Brief: Give the number of lines containing the word "screenshot" and nothing more.

[Records contained in a dataset]
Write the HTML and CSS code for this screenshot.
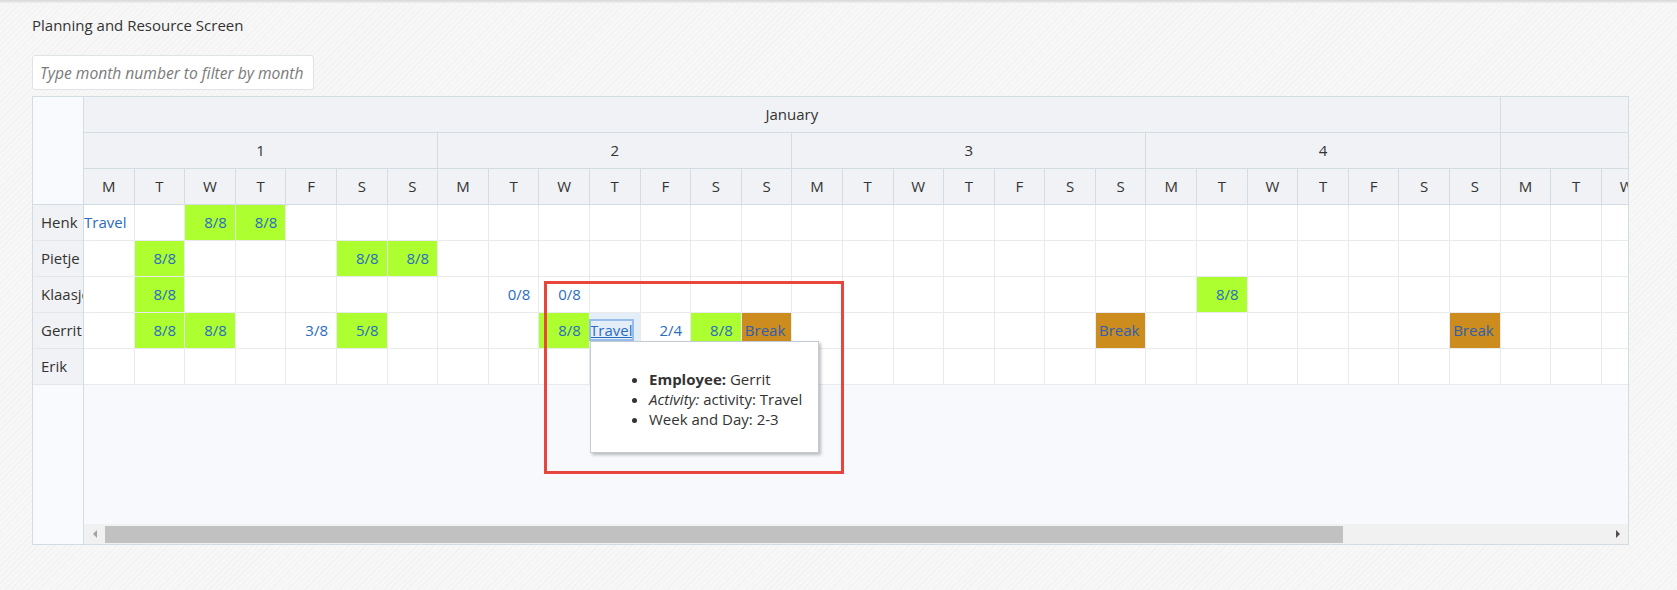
FILE: index.html
```html
<!DOCTYPE html>
<html lang="en">
<head>
<meta charset="utf-8">
<title>Planning and Resource Screen</title>
<link rel="stylesheet" href="styles.css">
</head>
<body>
<div class="topbar"></div>
<div class="page">
  <h1 class="title">Planning and Resource Screen</h1>
  <input class="filter" type="text" placeholder="Type month number to filter by month">
  <div class="planner">
    <div class="names">
      <div class="corner"></div>
      <div class="name">Henk</div>
      <div class="name">Pietje</div>
      <div class="name">Klaasje</div>
      <div class="name">Gerrit</div>
      <div class="name">Erik</div>
    </div>
    <div class="main">
      <div class="viewport">
        <div class="grid">
          <div class="h month">January</div><div class="h month next">February</div>
          <div class="h week">1</div><div class="h week">2</div><div class="h week">3</div><div class="h week">4</div><div class="h week">5</div>
          <div class="h">M</div><div class="h">T</div><div class="h">W</div><div class="h">T</div><div class="h">F</div><div class="h">S</div><div class="h">S</div>
          <div class="h">M</div><div class="h">T</div><div class="h">W</div><div class="h">T</div><div class="h">F</div><div class="h">S</div><div class="h">S</div>
          <div class="h">M</div><div class="h">T</div><div class="h">W</div><div class="h">T</div><div class="h">F</div><div class="h">S</div><div class="h">S</div>
          <div class="h">M</div><div class="h">T</div><div class="h">W</div><div class="h">T</div><div class="h">F</div><div class="h">S</div><div class="h">S</div>
          <div class="h">M</div><div class="h">T</div><div class="h">W</div><div class="h">T</div><div class="h">F</div><div class="h">S</div><div class="h">S</div>

          <div>Travel</div><div></div><div class="g">8/8</div><div class="g">8/8</div><div></div><div></div><div></div>
          <div></div><div></div><div></div><div></div><div></div><div></div><div></div>
          <div></div><div></div><div></div><div></div><div></div><div></div><div></div>
          <div></div><div></div><div></div><div></div><div></div><div></div><div></div>
          <div></div><div></div><div></div><div></div><div></div><div></div><div></div>

          <div></div><div class="g">8/8</div><div></div><div></div><div></div><div class="g">8/8</div><div class="g">8/8</div>
          <div></div><div></div><div></div><div></div><div></div><div></div><div></div>
          <div></div><div></div><div></div><div></div><div></div><div></div><div></div>
          <div></div><div></div><div></div><div></div><div></div><div></div><div></div>
          <div></div><div></div><div></div><div></div><div></div><div></div><div></div>

          <div></div><div class="g">8/8</div><div></div><div></div><div></div><div></div><div></div>
          <div></div><div>0/8</div><div>0/8</div><div></div><div></div><div></div><div></div>
          <div></div><div></div><div></div><div></div><div></div><div></div><div></div>
          <div></div><div class="g">8/8</div><div></div><div></div><div></div><div></div><div></div>
          <div></div><div></div><div></div><div></div><div></div><div></div><div></div>

          <div></div><div class="g">8/8</div><div class="g">8/8</div><div></div><div>3/8</div><div class="g">5/8</div><div></div>
          <div></div><div></div><div class="g">8/8</div><div class="sel"><a class="focus" href="#">Travel</a></div><div>2/4</div><div class="g">8/8</div><div class="brk">Break</div>
          <div></div><div></div><div></div><div></div><div></div><div></div><div class="brk">Break</div>
          <div></div><div></div><div></div><div></div><div></div><div></div><div class="brk">Break</div>
          <div></div><div></div><div></div><div></div><div></div><div></div><div></div>

          <div></div><div></div><div></div><div></div><div></div><div></div><div></div>
          <div></div><div></div><div></div><div></div><div></div><div></div><div></div>
          <div></div><div></div><div></div><div></div><div></div><div></div><div></div>
          <div></div><div></div><div></div><div></div><div></div><div></div><div></div>
          <div></div><div></div><div></div><div></div><div></div><div></div><div></div>
        </div>
      </div>
      <div class="hscroll">
        <div class="sbtn left"></div>
        <div class="track"><div class="thumb"></div></div>
        <div class="sbtn right"></div>
      </div>
    </div>
    <div class="tooltip">
      <ul>
        <li><b>Employee:</b> Gerrit</li>
        <li><i>Activity:</i> activity: Travel</li>
        <li>Week and Day: 2-3</li>
      </ul>
    </div>
    <div class="highlight"></div>
  </div>
</div>
</body>
</html>
```

FILE: styles.css
```css
* { box-sizing: border-box; }
html, body { margin: 0; }
body {
  font-family: "Open Sans", "Noto Sans", sans-serif;
  font-size: 15px;
  color: #333;
  background-color: #f5f5f5;
  background-image: repeating-linear-gradient(135deg, #f2f2f2 0, #f2f2f2 1px, #f7f7f7 1px, #f7f7f7 4px);
  height: 590px;
  overflow: hidden;
}
.topbar {
  height: 3px;
  background: linear-gradient(#d8d8d8, #eeeeee);
}
.page {
  padding: 0 48px 0 32px;
}
.title {
  margin: 12px 0 0;
  font-size: 15px;
  line-height: 20px;
  font-weight: normal;
  color: #333;
}
.filter {
  display: block;
  margin-top: 20px;
  width: 282px;
  height: 35px;
  border: 1px solid #dfe3e8;
  border-radius: 3px;
  background: #fff;
  padding: 0 3px 0 7px;
  font-family: "Open Sans", sans-serif;
  font-size: 15.6px;
  font-style: italic;
  color: #555;
  outline: none;
}
.filter::placeholder {
  color: #7a7a7a;
  font-style: italic;
}
.planner {
  position: relative;
  margin-top: 6px;
  display: flex;
  height: 449px;
  border: 1px solid #d3dbe3;
  background: #f8f9fc;
}
.names {
  width: 51px;
  flex: none;
  border-right: 1px solid #d3dbe3;
  background: #f8fafd;
  display: flex;
  flex-direction: column;
}
.corner {
  height: 108px;
  border-bottom: 1px solid #d3dbe3;
}
.name {
  height: 36px;
  line-height: 35px;
  padding-left: 8px;
  background: #f0f2f5;
  border-bottom: 1px solid #e3e7ec;
  white-space: nowrap;
  overflow: hidden;
  color: #333;
}
.main {
  flex: 1;
  min-width: 0;
  display: flex;
  flex-direction: column;
}
.viewport {
  flex: 1;
  overflow: hidden;
}
.grid {
  display: grid;
  grid-template-columns: repeat(35, 50.6px);
  grid-auto-rows: 36px;
  width: max-content;
}
.grid > div {
  border-right: 1px solid #e8eaed;
  border-bottom: 1px solid #e8eaed;
  background: #fff;
  line-height: 35px;
  text-align: right;
  padding-right: 8px;
  color: #2a6cc0;
  white-space: nowrap;
  overflow: hidden;
}
.grid > .h {
  background: #f0f2f5;
  border-color: #d3dbe3;
  text-align: center;
  padding: 0;
  color: #333;
}
.grid > .month { grid-column: span 28; }
.grid > .month.next { grid-column: span 7; }
.grid > .week { grid-column: span 7; }
.grid > .g { background: #adff2f; }
.grid > .brk { background: #cc8c1e; color: #2f5fb0; padding-right: 6px; }
.grid > .sel { background: #e4eef9; overflow: visible; padding-right: 7px; }
.focus {
  color: #2a6cc0;
  text-decoration: underline;
  outline: 2px solid #98bcec;
  outline-offset: -1px;
}
.hscroll {
  height: 20px;
  flex: none;
  display: flex;
  background: #f1f1f1;
}
.sbtn {
  width: 21px;
  flex: none;
  display: flex;
  align-items: center;
  justify-content: center;
}
.sbtn::before {
  content: "";
  border-top: 4px solid transparent;
  border-bottom: 4px solid transparent;
}
.sbtn.left::before { border-right: 4px solid #a3a3a3; }
.sbtn.right::before { border-left: 4px solid #505050; }
.track {
  flex: 1;
  padding: 2px 0 1px;
}
.thumb {
  width: 1238px;
  height: 100%;
  background: #c1c1c1;
}
.tooltip {
  position: absolute;
  left: 557px;
  top: 244px;
  width: 229px;
  height: 112px;
  background: #fff;
  border: 1px solid #c5cbd2;
  box-shadow: 2px 2px 3px rgba(0, 0, 0, 0.25);
}
.tooltip ul {
  margin: 27px 0 0;
  padding-left: 58px;
  line-height: 20px;
  color: #333;
}
.highlight {
  position: absolute;
  left: 511px;
  top: 184px;
  width: 300px;
  height: 193px;
  border: 3px solid #e8453d;
  pointer-events: none;
}
```
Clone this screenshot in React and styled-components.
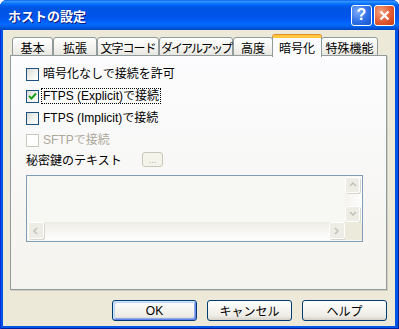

Exercise response: 2